GOAL →
Your answer should be a single number: the count of lines holding the word "would".

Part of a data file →
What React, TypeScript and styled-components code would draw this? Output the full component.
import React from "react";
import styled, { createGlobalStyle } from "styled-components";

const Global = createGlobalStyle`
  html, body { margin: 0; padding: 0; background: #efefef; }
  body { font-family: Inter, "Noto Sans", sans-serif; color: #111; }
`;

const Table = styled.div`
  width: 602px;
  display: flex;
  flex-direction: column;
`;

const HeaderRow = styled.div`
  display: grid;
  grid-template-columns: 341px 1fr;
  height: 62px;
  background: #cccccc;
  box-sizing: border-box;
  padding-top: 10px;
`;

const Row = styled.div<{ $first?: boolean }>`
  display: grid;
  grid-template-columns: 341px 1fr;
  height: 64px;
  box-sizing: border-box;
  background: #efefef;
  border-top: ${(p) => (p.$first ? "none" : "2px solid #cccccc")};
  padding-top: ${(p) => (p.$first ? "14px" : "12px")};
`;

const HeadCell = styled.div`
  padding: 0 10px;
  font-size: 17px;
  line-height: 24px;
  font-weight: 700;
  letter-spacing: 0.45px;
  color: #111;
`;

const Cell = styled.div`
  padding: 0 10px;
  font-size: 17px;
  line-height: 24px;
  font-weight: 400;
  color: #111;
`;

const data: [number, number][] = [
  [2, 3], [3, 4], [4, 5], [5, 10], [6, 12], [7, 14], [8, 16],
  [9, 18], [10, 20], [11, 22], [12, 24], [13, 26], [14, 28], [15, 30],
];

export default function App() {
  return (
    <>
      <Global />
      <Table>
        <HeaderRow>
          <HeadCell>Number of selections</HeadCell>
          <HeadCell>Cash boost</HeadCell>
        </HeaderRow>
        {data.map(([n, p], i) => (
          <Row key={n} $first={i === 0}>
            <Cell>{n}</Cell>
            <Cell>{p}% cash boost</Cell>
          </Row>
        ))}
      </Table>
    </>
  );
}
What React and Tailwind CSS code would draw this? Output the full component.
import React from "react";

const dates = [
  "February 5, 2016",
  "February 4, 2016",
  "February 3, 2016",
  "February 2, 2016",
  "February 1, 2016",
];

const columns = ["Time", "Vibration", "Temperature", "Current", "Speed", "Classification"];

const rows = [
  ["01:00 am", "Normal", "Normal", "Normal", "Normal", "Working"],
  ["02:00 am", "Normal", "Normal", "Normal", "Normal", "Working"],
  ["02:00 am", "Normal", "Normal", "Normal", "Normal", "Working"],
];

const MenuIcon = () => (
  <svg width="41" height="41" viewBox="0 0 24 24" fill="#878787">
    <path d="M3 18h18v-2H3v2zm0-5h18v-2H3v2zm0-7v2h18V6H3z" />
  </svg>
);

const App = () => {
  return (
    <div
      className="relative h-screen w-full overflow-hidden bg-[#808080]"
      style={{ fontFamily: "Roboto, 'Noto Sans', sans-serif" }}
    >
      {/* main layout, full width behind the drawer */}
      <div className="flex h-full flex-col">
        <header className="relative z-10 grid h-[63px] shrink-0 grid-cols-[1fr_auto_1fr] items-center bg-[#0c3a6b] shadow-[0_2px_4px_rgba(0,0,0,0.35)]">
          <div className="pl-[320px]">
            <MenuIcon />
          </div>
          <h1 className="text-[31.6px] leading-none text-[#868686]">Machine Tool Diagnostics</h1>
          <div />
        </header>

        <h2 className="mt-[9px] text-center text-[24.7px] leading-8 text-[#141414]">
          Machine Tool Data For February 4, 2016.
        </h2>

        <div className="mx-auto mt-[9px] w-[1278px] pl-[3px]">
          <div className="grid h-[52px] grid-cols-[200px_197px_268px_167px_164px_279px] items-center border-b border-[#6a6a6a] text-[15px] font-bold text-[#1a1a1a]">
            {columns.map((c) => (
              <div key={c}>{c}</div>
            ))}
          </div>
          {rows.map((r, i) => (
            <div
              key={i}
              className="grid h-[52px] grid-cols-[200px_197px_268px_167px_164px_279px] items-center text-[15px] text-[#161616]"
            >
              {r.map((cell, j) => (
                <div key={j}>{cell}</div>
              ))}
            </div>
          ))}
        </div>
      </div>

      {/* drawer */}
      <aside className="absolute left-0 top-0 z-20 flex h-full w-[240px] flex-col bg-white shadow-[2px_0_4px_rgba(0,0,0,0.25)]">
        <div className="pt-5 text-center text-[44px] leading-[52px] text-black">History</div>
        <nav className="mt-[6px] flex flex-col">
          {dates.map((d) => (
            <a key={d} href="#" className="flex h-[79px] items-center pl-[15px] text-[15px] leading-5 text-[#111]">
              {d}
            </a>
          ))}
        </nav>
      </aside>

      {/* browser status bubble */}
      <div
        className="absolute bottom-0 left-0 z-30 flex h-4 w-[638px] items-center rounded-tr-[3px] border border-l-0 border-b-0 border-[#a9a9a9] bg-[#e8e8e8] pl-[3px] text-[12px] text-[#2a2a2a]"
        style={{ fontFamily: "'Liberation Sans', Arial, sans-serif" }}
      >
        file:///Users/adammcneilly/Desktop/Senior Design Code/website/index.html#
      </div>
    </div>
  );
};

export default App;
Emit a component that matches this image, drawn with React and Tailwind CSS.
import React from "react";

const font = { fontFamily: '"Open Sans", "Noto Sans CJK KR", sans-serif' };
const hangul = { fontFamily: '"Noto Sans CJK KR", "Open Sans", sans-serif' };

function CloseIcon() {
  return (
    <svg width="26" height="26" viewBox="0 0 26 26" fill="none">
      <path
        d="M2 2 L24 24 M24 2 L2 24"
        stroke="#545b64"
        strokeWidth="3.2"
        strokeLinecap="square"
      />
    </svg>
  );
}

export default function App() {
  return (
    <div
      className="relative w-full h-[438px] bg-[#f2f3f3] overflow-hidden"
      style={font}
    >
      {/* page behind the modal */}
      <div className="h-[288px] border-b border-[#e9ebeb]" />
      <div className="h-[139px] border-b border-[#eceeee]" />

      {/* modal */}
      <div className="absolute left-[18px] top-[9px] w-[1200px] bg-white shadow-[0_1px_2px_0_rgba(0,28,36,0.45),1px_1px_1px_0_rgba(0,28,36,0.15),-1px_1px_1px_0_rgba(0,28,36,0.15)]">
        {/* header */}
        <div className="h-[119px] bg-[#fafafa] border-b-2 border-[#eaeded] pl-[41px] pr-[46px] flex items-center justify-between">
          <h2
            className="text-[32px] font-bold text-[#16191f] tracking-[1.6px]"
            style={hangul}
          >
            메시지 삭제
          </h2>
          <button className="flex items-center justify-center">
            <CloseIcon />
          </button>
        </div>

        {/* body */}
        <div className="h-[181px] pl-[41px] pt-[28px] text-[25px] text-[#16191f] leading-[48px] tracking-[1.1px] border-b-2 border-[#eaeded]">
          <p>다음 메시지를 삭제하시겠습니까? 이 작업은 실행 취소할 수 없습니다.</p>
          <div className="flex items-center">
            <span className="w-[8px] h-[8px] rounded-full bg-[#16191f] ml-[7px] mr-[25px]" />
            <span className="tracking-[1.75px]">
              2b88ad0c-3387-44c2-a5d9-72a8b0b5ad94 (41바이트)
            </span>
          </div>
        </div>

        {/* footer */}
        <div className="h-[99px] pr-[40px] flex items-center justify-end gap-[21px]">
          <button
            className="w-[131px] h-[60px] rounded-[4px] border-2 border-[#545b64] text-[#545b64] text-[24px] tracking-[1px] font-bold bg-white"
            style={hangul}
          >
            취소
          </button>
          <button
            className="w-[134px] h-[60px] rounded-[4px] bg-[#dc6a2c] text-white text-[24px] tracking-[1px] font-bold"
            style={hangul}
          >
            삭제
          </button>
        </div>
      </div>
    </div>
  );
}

THE ANSWER →
2